What is required
Check each line of the material below for "styles". Report how many have it, with no other words.

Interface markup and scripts
__________________________________________________
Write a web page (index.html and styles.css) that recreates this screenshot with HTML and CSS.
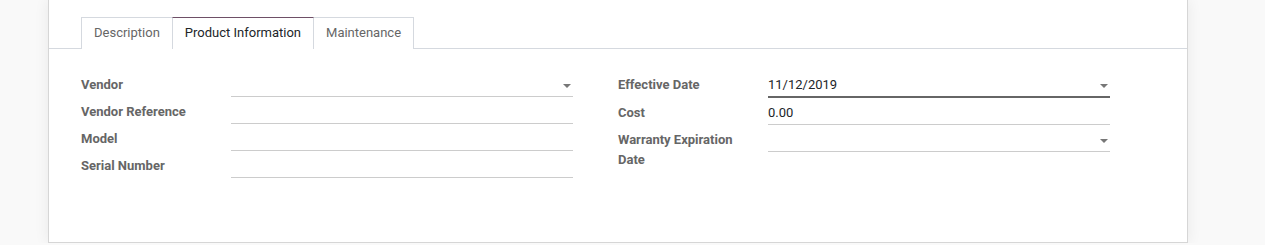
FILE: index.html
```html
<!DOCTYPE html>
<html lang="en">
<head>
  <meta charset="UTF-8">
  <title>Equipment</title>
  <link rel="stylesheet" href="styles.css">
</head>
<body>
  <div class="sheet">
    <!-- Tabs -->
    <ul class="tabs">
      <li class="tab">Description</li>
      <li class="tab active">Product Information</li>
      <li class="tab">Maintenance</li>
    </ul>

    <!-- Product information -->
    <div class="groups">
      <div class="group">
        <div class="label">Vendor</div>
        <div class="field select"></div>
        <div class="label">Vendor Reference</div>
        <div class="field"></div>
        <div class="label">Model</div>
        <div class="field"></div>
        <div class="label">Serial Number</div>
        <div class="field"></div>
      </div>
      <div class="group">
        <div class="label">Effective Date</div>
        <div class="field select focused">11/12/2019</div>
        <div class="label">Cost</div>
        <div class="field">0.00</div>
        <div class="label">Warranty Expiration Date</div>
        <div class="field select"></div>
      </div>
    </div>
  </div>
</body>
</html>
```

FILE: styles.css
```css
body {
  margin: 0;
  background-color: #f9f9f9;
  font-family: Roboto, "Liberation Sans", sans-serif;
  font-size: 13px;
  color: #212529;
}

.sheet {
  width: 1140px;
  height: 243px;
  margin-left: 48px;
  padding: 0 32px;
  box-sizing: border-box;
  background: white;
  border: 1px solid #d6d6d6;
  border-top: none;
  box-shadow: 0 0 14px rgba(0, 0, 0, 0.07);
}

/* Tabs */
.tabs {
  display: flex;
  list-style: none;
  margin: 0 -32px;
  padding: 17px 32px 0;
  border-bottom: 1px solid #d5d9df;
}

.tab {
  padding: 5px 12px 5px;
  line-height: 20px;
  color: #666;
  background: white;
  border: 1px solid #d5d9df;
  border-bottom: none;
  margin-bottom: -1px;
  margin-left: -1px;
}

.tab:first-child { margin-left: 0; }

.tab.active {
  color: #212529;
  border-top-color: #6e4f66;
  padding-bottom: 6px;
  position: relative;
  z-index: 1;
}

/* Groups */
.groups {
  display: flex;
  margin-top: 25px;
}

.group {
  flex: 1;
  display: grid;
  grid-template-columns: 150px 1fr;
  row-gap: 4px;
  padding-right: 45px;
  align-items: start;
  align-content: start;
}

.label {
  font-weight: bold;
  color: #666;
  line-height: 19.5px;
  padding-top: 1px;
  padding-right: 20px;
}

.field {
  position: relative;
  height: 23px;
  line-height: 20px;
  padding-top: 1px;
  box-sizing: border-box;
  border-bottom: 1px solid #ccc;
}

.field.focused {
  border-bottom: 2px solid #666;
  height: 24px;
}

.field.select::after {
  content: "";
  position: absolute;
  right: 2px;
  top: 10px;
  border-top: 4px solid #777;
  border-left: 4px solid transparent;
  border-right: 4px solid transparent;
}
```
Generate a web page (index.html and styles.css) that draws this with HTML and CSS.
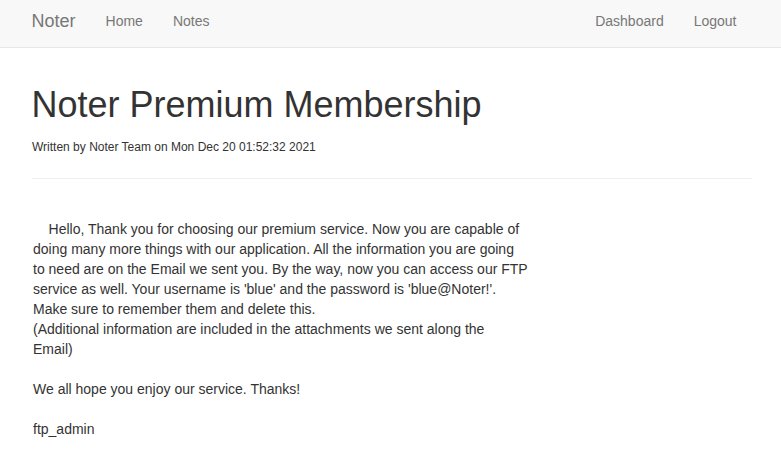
__________________________________________________
Right answer
4